Aim of the exercise: Copy out each line of the material below that holds the string "styles".

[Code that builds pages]
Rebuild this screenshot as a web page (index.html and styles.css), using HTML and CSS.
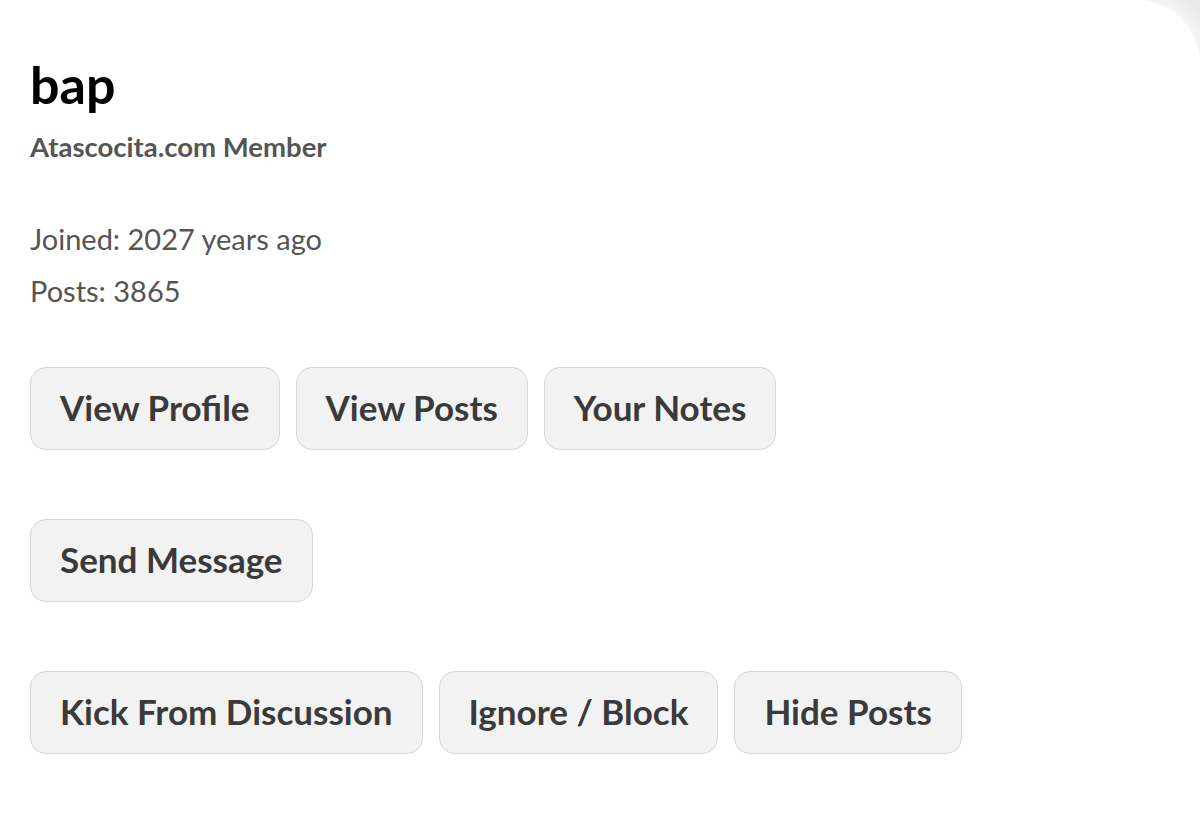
FILE: index.html
```html
<!DOCTYPE html>
<html lang="en">
<head>
<meta charset="utf-8">
<title>bap</title>
<link rel="stylesheet" href="styles.css">
</head>
<body>
<div class="card">
  <h1 class="name">bap</h1>
  <div class="role">Atascocita.com Member</div>
  <div class="stats">
    <div class="stat">Joined: 2027 years ago</div>
    <div class="stat">Posts: 3865</div>
  </div>
  <div class="actions">
    <div class="row">
      <button class="btn">View Profile</button>
      <button class="btn">View Posts</button>
      <button class="btn">Your Notes</button>
    </div>
    <div class="row">
      <button class="btn">Send Message</button>
    </div>
    <div class="row">
      <button class="btn">Kick From Discussion</button>
      <button class="btn">Ignore / Block</button>
      <button class="btn">Hide Posts</button>
    </div>
  </div>
</div>
</body>
</html>
```

FILE: styles.css
```css
html, body {
  margin: 0;
  padding: 0;
  overflow: hidden;
}
body {
  background: #e8e8e8;
  font-family: Lato, "Open Sans", sans-serif;
}
.card {
  box-sizing: border-box;
  width: 1200px;
  height: 835px;
  padding: 54px 30px 0 30px;
  background: #ffffff;
  border-top-right-radius: 64px;
  box-shadow: 0 0 26px 4px #ffffff;
}
.name {
  margin: 0;
  font-size: 52px;
  line-height: 60px;
  font-weight: 700;
  color: #000000;
}
.role {
  margin-top: 16px;
  font-size: 27.5px;
  line-height: 34px;
  font-weight: 700;
  color: #555555;
}
.stats {
  margin-top: 49px;
}
.stat {
  font-size: 29px;
  line-height: 52px;
  color: #555555;
}
.actions {
  margin-top: 50px;
  display: flex;
  flex-direction: column;
  gap: 69px;
}
.row {
  display: flex;
  gap: 16px;
}
.btn {
  box-sizing: border-box;
  height: 83px;
  padding: 0 29px 3px 29px;
  display: inline-flex;
  align-items: center;
  font-family: Lato, "Open Sans", sans-serif;
  font-size: 35px;
  line-height: 42px;
  font-weight: 700;
  color: #3a3a3a;
  background: #f2f2f3;
  border: 1px solid #d6d6dc;
  border-radius: 16px;
}
```
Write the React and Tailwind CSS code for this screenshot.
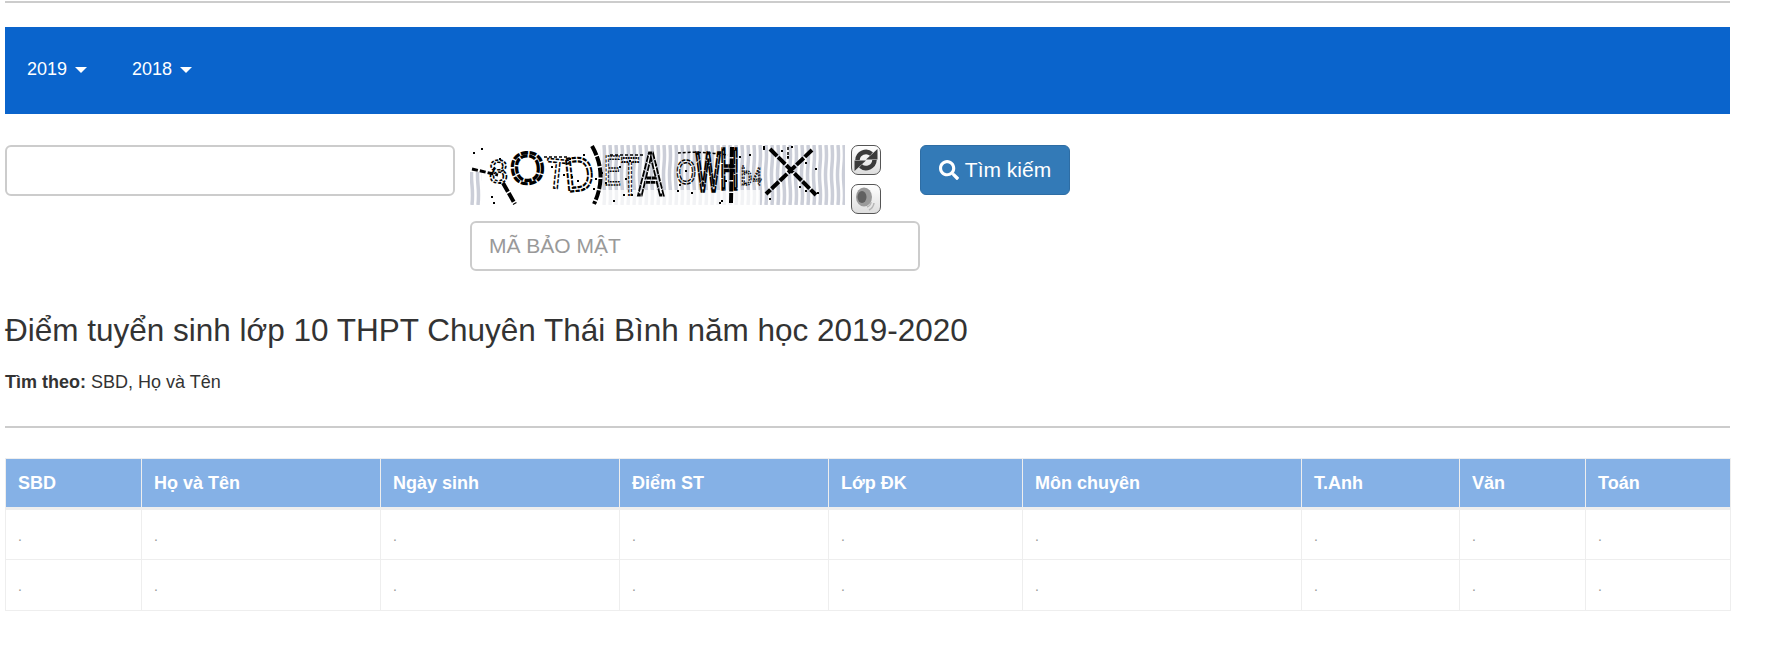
import { FaSearch } from 'react-icons/fa';

const columns = [
  { label: 'SBD', width: 'w-[136px]' },
  { label: 'Họ và Tên', width: 'w-[239px]' },
  { label: 'Ngày sinh', width: 'w-[239px]' },
  { label: 'Điểm ST', width: 'w-[209px]' },
  { label: 'Lớp ĐK', width: 'w-[194px]' },
  { label: 'Môn chuyên', width: 'w-[279px]' },
  { label: 'T.Anh', width: 'w-[158px]' },
  { label: 'Văn', width: 'w-[126px]' },
  { label: 'Toán', width: 'w-[145px]' },
];

const rows = [0, 1];

// captcha letters: char, x, baseline y, size, x-scale, rotation, stroke width, dash
const glyphs = [
  ['8', 19, 38, 34, 1, 0, 1.6, '3 1.5'],
  ['O', 42, 40, 44, 1, -6, 3.2, '7 1.5'],
  ['T', 74, 42, 42, 0.9, 6, 1.6, '4 1.5'],
  ['D', 96, 47, 48, 0.85, -6, 2.2, '5 1.5'],
  ['E', 134, 40, 42, 0.6, 0, 1.5, '3 1.5'],
  ['T', 151, 50, 54, 0.55, 0, 2, '3 1.5'],
  ['A', 168, 50, 62, 0.62, 0, 2.8, '7 1'],
  ['O', 206, 39, 36, 0.72, 0, 1.5, '5 1.5'],
  ['W', 226, 46, 56, 0.46, 0, 3.5, '10 1'],
  ['H', 250, 44, 58, 0.45, 0, 3.5, '14 1'],
  ['b', 271, 40, 26, 0.75, 0, 1.5, '2 1.2'],
  ['4', 283, 40, 24, 0.65, 0, 1.5, '2 1.2'],
];

// scattered specks, fixed so the picture doesn't change between runs
const specks = Array.from({ length: 46 }, (_, i) => [(i * i * 53 + i * 89 + 11) % 372, (i * i * 29 + i * 17 + 3) % 58]);

function Caret() {
  return <span className="ml-2 inline-block align-middle w-0 h-0 border-x-[6px] border-x-transparent border-t-[6px] border-t-white" />;
}

function Captcha() {
  const bands = [];
  for (let x = 0; x < 375; x += 6) {
    bands.push(<path key={x} d={`M${x + 2} 0q1 10 0 20t0 20t0 20`} fill="none" stroke="#cbced8" strokeWidth="3.5" />);
  }
  return (
    <svg className="block w-[375px] h-[60px]" viewBox="0 0 375 60">
      <rect width="375" height="60" fill="#fff" />
      {bands}
      <rect width="130" height="27" fill="#fff" />
      <rect x="12" y="27" width="118" height="33" fill="#fff" />
      <rect x="130" y="45" width="160" height="15" fill="#fff" opacity="0.75" />
      <path d="M2 24l26 6" stroke="#000" strokeWidth="3" strokeDasharray="6 2" fill="none" />
      <path d="M33 38l12 21M122 1q16 28 2 58M262 2l-1 56M300 4l46 46M342 5l-46 44" stroke="#000" fill="none" strokeWidth="4" strokeDasharray="10 1.5" />
      <path d="M74 12h24M140 10h34M208 8q22-2 50 2M318 2v12" stroke="#000" strokeWidth="1.5" strokeDasharray="3 2" fill="none" />
      {glyphs.map(([ch, x, y, size, sx, rot, sw, dash], i) => (
        <text
          key={i}
          transform={`translate(${x} ${y}) rotate(${rot}) scale(${sx} 1)`}
          fontFamily="Liberation Sans, sans-serif"
          fontSize={size}
          fill="none"
          stroke="#000"
          strokeWidth={sw}
          strokeDasharray={dash}
        >
          {ch}
        </text>
      ))}
      {specks.map(([x, y], i) => (
        <rect key={i} x={x} y={y} width="2" height="2" fill="#000" />
      ))}
    </svg>
  );
}

function IconButton({ children }) {
  return (
    <button className="w-[30px] h-[30px] flex items-center justify-center rounded-[7px] border-[1.5px] border-[#555] bg-gradient-to-b from-white to-[#dedede]">
      {children}
    </button>
  );
}

function App() {
  return (
    <div className="min-h-screen bg-white pl-[5px] pr-[35px] text-[#333] text-[18px] font-['Liberation_Sans',Arial,sans-serif]">
      <hr className="border-0 h-[2px] bg-[#ccc] mt-px" />

      <nav className="mt-6 h-[87px] bg-[#0a64cc] flex items-center pl-[22px] pb-[3px] gap-[45px] text-white">
        <span>2019<Caret /></span>
        <span>2018<Caret /></span>
      </nav>

      <div className="mt-[31px] flex items-start">
        <input className="w-[450px] h-[51px] border-2 border-[#ccc] rounded-[6px]" />
        <div className="ml-[15px] w-[450px]">
          <div className="flex items-start">
            <Captcha />
            <div className="ml-[6px] flex flex-col gap-[9px]">
              <IconButton>
                <svg className="w-[24px] h-[24px]" viewBox="0 0 24 24" fill="none" stroke="#3a3a3a" strokeWidth="4.5">
                  <path d="M3.5 12a8.5 8.5 0 0 1 14-6" />
                  <path d="M20.5 12a8.5 8.5 0 0 1-14 6" />
                  <path d="M12 11.5h11.5V1z" fill="#3a3a3a" stroke="none" />
                  <path d="M12 12.5H.5V23z" fill="#3a3a3a" stroke="none" />
                </svg>
              </IconButton>
              <IconButton>
                <svg className="w-[26px] h-[26px]" viewBox="0 0 26 26" fill="none">
                  <ellipse cx="11" cy="11" rx="8" ry="9.5" fill="#9a9a9a" />
                  <ellipse cx="9" cy="11" rx="4.5" ry="6" fill="#606060" />
                  <path d="M18 16a6 6 0 0 1-4 5M21 17a9 9 0 0 1-5 7" stroke="#b5b5b5" strokeWidth="1.5" />
                </svg>
              </IconButton>
            </div>
          </div>
          <input placeholder="MÃ BẢO MẬT" className="block mt-[7px] w-[450px] h-[50px] px-[17px] border-2 border-[#ccc] rounded-[6px] text-[21px] bg-white placeholder:text-[#999]" />
        </div>
        <button className="w-[150px] h-[50px] flex items-center justify-center gap-[6px] rounded-[6px] border border-[#2e6da4] bg-[#337ab7] text-white text-[21px]">
          <FaSearch className="w-[20px] h-[20px]" />
          Tìm kiếm
        </button>
      </div>

      <h3 className="mt-[42px] text-[31.5px] leading-[35px] font-normal">Điểm tuyển sinh lớp 10 THPT Chuyên Thái Bình năm học 2019-2020</h3>
      <p className="mt-[22px] leading-[24px]"><b>Tìm theo:</b> SBD, Họ và Tên</p>

      <hr className="mt-[32px] border-0 h-[2px] bg-[#ccc]" />

      <table className="mt-[30px] w-[1725px] table-fixed border-collapse border border-[#eee]">
        <thead>
          <tr>
            {columns.map((c) => (
              <th key={c.label} className={`${c.width} h-[50px] px-3 text-left text-[18px] font-bold text-white bg-[#85b1e6] border border-[#eee] border-b-[3px]`}>{c.label}</th>
            ))}
          </tr>
        </thead>
        <tbody>
          {rows.map((r) => (
            <tr key={r}>
              {columns.map((c) => (
                <td key={c.label} className="h-[51px] px-3 pt-[3px] text-[#999] text-[14px] border border-[#eee]">.</td>
              ))}
            </tr>
          ))}
        </tbody>
      </table>
    </div>
  );
}

export default App;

Final answer:
Rebuild this screenshot as a web page (index.html and styles.css), using HTML and CSS.
<link rel="stylesheet" href="styles.css">
FILE: styles.css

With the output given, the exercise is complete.